À la suite de l'affaire Harvey Weinstein, la libération de la parole a été un moment exceptionnel dans la lutte pour les droits des femmes. Enfin la société prenait conscience de l'ampleur et de la gravité du harcèlement et plus généralement des violences fondées sur le genre. Pour cette année 2019, j'espère que ce même mouvement salvateur fera sauter le verrou d'un autre tabou de nos sociétés, celui des mutilations sexuelles féminines. Alors que je travaille sur ce dossier depuis des années au sein du Parlement européen, je reste toujours abasourdie par les nombres: plus de deux cents millions de femmes vivent aujourd'hui mutilées et elles seront bientôt rejointes par des millions d'autres.
Six filles sont excisées chaque minute dans le monde.
Ces mutilations sont infligées aux filles, parfois très jeunes, dans une trentaine de pays dont la majorité des victimes vivent en Afrique et au Moyen-Orient. Mais l'Europe est loin d'être un continent sûr pour celles originaires de pays à risque. J'ai entendu des dizaines de témoignages de petites filles françaises pensant partir en vacances retrouver leurs familles en Égypte, au Mali ou en Guinée.
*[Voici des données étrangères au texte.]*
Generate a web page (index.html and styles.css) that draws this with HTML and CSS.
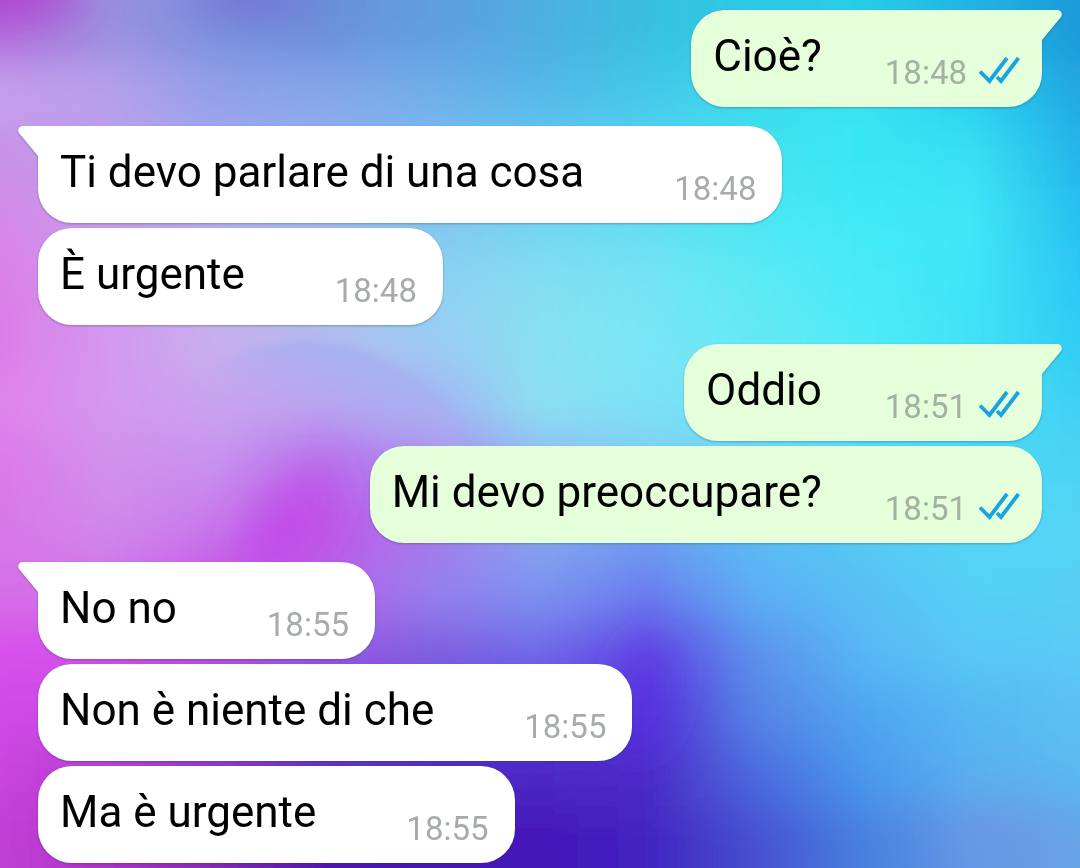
FILE: index.html
```html
<!DOCTYPE html>
<html lang="it">
<head>
<meta charset="utf-8">
<meta name="viewport" content="width=device-width, initial-scale=1">
<title>Chat</title>
<link rel="stylesheet" href="styles.css">
</head>
<body>
<svg class="wallpaper" viewBox="0 0 1080 868" preserveAspectRatio="none" aria-hidden="true">
  <defs>
    <filter id="wash" filterUnits="userSpaceOnUse" x="-120" y="-120" width="1320" height="1110"><feGaussianBlur stdDeviation="10 24"/></filter>
    <filter id="haze" filterUnits="userSpaceOnUse" x="-120" y="-120" width="1320" height="1110"><feGaussianBlur stdDeviation="26"/></filter>
    <filter id="edge" x="-20%" y="-20%" width="140%" height="140%"><feGaussianBlur stdDeviation="3"/></filter>
    <linearGradient id="cloud" x1="0.3" y1="0.9" x2="0.85" y2="0.15">
      <stop offset="0.4" stop-color="#b4a0f0" stop-opacity="0"/>
      <stop offset="0.9" stop-color="#a6b2f0" stop-opacity="0.95"/>
    </linearGradient>
  </defs>
  <g id="bands" filter="url(#wash)"></g>
  <g filter="url(#haze)">
    <ellipse cx="10" cy="-12" rx="70" ry="26" fill="#b038cc"/>
    <ellipse cx="250" cy="-8" rx="60" ry="18" fill="#7064cc"/>
    <ellipse cx="285" cy="525" rx="20" ry="70" fill="#c03ce8" transform="rotate(35 285 525)"/>
    <ellipse cx="645" cy="694" rx="22" ry="60" fill="#5830dc" fill-opacity="0.75" transform="rotate(12 645 694)"/>
    <ellipse cx="1000" cy="840" rx="50" ry="30" fill="#7098e4" fill-opacity="0.6"/>
  </g>
  <path d="M200 380C250 330 340 335 380 358C430 380 462 410 467 460L420 500L250 480Z" fill="url(#cloud)" filter="url(#edge)"/>
</svg>

<svg class="symbols" aria-hidden="true">
  <symbol id="tail" viewBox="0 0 20 30"><path d="M0 0H15C19 0 21 4 19 7L0 30Z"/></symbol>
  <symbol id="ticks" viewBox="0 0 42 28"><path d="M2 15.500L11.500 25L29 2M19 21L23 25L40.500 2" fill="none" stroke="currentColor" stroke-width="3.800"/></symbol>
</svg>

<main class="chat">
  <section class="group sent">
    <article class="bubble"><svg class="tail" aria-hidden="true"><use href="#tail"/></svg><p class="text">Cioè?</p><time class="time">18:48</time><svg class="ticks" role="img" aria-label="Letto"><use href="#ticks"/></svg></article>
  </section>
  <section class="group received">
    <article class="bubble"><svg class="tail" aria-hidden="true"><use href="#tail"/></svg><p class="text">Ti devo parlare di una cosa</p><time class="time">18:48</time></article>
    <article class="bubble"><p class="text">È urgente</p><time class="time">18:48</time></article>
  </section>
  <section class="group sent">
    <article class="bubble"><svg class="tail" aria-hidden="true"><use href="#tail"/></svg><p class="text">Oddio</p><time class="time">18:51</time><svg class="ticks" role="img" aria-label="Letto"><use href="#ticks"/></svg></article>
    <article class="bubble"><p class="text">Mi devo preoccupare?</p><time class="time">18:51</time><svg class="ticks" role="img" aria-label="Letto"><use href="#ticks"/></svg></article>
  </section>
  <section class="group received">
    <article class="bubble"><svg class="tail" aria-hidden="true"><use href="#tail"/></svg><p class="text">No no</p><time class="time">18:55</time></article>
    <article class="bubble"><p class="text">Non è niente di che</p><time class="time">18:55</time></article>
    <article class="bubble"><p class="text">Ma è urgente</p><time class="time">18:55</time></article>
  </section>
</main>
<script src="wallpaper.js"></script>
</body>
</html>
```

FILE: styles.css
```css
* {
  box-sizing: border-box;
}

body {
  margin: 0;
  min-height: 100vh;
  overflow-x: hidden;
  font-family: Roboto, "Noto Sans", sans-serif;
  background: #6cc4f0;
}

.wallpaper {
  position: fixed;
  inset: 0;
  z-index: -1;
  width: 100%;
  height: 100%;
}

.symbols {
  position: absolute;
  width: 0;
  height: 0;
}

.chat {
  display: flex;
  flex-direction: column;
  gap: 19px;
  padding: 10px 38px 5px;
}

.group {
  display: flex;
  flex-direction: column;
  gap: 5px;
}

.received {
  align-items: flex-start;
  color: #fff;
}

.sent {
  align-items: flex-end;
  color: #e6ffdb;
}

.bubble {
  position: relative;
  display: flex;
  align-items: flex-end;
  min-height: 97px;
  padding: 16px 26px 16px 22px;
  border-radius: 34px;
  background: currentColor;
  filter: drop-shadow(0 1px 1px rgb(20 60 90 / 35%));
}

.sent .bubble {
  padding-right: 22px;
}

.received .bubble:has(.tail) {
  border-top-left-radius: 0;
}

.sent .bubble:has(.tail) {
  border-top-right-radius: 0;
}

.tail {
  position: absolute;
  top: 0;
  left: 100%;
  width: 20px;
  height: 30px;
  fill: currentColor;
}

.received .tail {
  left: auto;
  right: 100%;
  transform: scaleX(-1);
}

.text {
  align-self: flex-start;
  margin: 0 90px 0 0;
  font-size: 44px;
  line-height: 60px;
  color: #000;
}

.sent .text {
  margin-right: 63px;
}

.time {
  font-size: 33px;
  line-height: 36px;
  color: #a8abae;
}

.sent .time {
  min-width: 82px;
  color: #a3b0a2;
}

.ticks {
  width: 42px;
  height: 28px;
  margin: 0 0 7px 11px;
  color: #18a4e0;
}
```

FILE: wallpaper.js
```js
// Each row holds evenly spaced colours, left to right.
const rows = [
  "b070dc 9a90e0 7c93e0 6b90dc 5f9ee0 4eaee0 38c0e2 2ccae4 28cde6 22b4e4 1c9ad8",
  "c8a0f0 b8a0ea 92a0ea 86a6ea 70aeea 54b8ea 44c8ea 38dcea 38e4f2 28d0f0 20a8e0",
  "c890e4 bca0ea a4a8ee 94b0ee 7cbcf0 66c8f0 58d4f0 44e2f0 38e6f2 38e0f4 26b4ea",
  "d488e8 c89cea b4acee a0b8f0 84c4f0 70d4f2 60def4 4ce6f4 40eaf6 40e6f6 28c0f0",
  "dc80e8 d096ec c0acee a8bcf0 8cd0f2 84def2 74e4f4 5ceaf4 48eaf6 40e4f8 2cc8f4",
  "dc7ce8 d498ee c8b0ee b4bcf0 9cccf4 88e0f2 78e6f6 64e8f4 50ecf6 40e2f6 30ccf4",
  "e084ec d498ee c8a4ee bca4ee a4b4f2 8ce0f2 7ce2f6 6ce4f4 58e4f6 48dcf6 40d0f4",
  "dc78ea d290ea c890ee b874ec b080f0 90b8f2 80ccf4 6cd4f4 58d8f4 4cd8f6 4cd4f4",
  "d878ea d088ea c878ec c058e8 a878ea 88a8f0 6ca0f0 5cbcf4 54ccf4 54d6f6 54d4f4",
  "d870e8 d070ea c850e6 b860e8 9880ee 7c94f0 6c80f0 5cb0f4 58c0f4 56d0f8 58d0f4",
  "d850ec d050e8 b850e0 9858e4 8060e0 7068e8 6248e6 5c90ec 58b8f4 58c8f6 5acaf6",
  "d048e8 c848e0 a840d8 8038d0 6840d8 5c40dc 5430dc 5584e6 50a4f0 54b8f2 5cc0f4",
  "c844e0 b83cd0 8c38c8 6030c0 5028c4 4c28c4 4e2cc8 4c6ade 4a98ee 5cb0ee 5cb8f2",
  "c040d4 b030c8 8828b8 5018b0 4818b8 4414b8 4224c2 4650d0 4880e0 6498e4 68a4e8"
].map(row => row.split(" "));

const band = 62;
const margin = 100;

document.getElementById("bands").innerHTML = rows.map((colours, i) => {
  const first = i === 0;
  const last = i === rows.length - 1;
  const y = first ? -margin : i * band;
  const height = band + (first || last ? margin : 0);
  const stops = colours.map((c, n) =>
    `<stop offset="${n / (colours.length - 1)}" stop-color="#${c}"/>`).join("");
  return `<linearGradient id="band${i}" gradientUnits="userSpaceOnUse" x1="0" x2="1080" y1="0" y2="0">${stops}</linearGradient>
    <rect x="-100" y="${y}" width="1280" height="${height}" fill="url(#band${i})"/>`;
}).join("");
```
Elles pensaient profiter de la mer, du soleil et d'une nature luxuriante, elles subiront une excision, une clitoridectomie ou une infibulation à vif et par l'usage de la force. Les vacances idylliques ont tourné au cauchemar et si elles survivent à cette barbarie qui provoque hémorragies et infections, elles en subiront les conséquences physiques, psychologiques et émotionnelles leur vie durant.
Bien sûr les législateurs n'ont pas attendu 2019 pour punir de telles pratiques criminelles par la loi. En France, l'auteur d'une mutilation s'expose à 10 ans d'emprisonnement et 150.000 euros d'amende. Mais de deux choses l'une: non seulement l'application de ces lois et les poursuites en justice sont très difficiles, mais elles n'ont pas permis de stopper ces pratiques barbares. Car même le meilleur cadre législatif ne suffit pas à changer les mentalités et les injonctions autour de pratiques millénaires. Les femmes mutilées excisent elle-mêmes des filles car la tradition passe avant l'intégrité physique.
Personne ne peut se targuer d'avoir la solution, mais parmi l'ensemble des projets menés par la société civile et les législateurs, j'ai foi en l'éducation des filles dans les communautés touchées; l'UNICEF ayant prouvé que la baisse des mutilations sexuelles était proportionnelle au niveau de scolarisation des mères.
En cette journée internationale de tolérance zéro à l'encontre des mutilations sexuelles féminines, je nous appelle à ne pas détourner le regard d'actes de torture pratiquées tous les jours sur des filles de plus en plus jeunes. Endiguer un tel phénomène est un travail de longue haleine qui nous incombe à tous, que nous soyons députés européens, élus nationaux ou membres de la société civile. Tout comme ce qui s'est déroulé en 2017 avec les violences faites aux femmes qui ont fait la une des journaux, je souhaite que les mutilations sexuelles féminines ne soient plus de l'ordre de la sphère privée et des familles. Il faut les rendre publiques.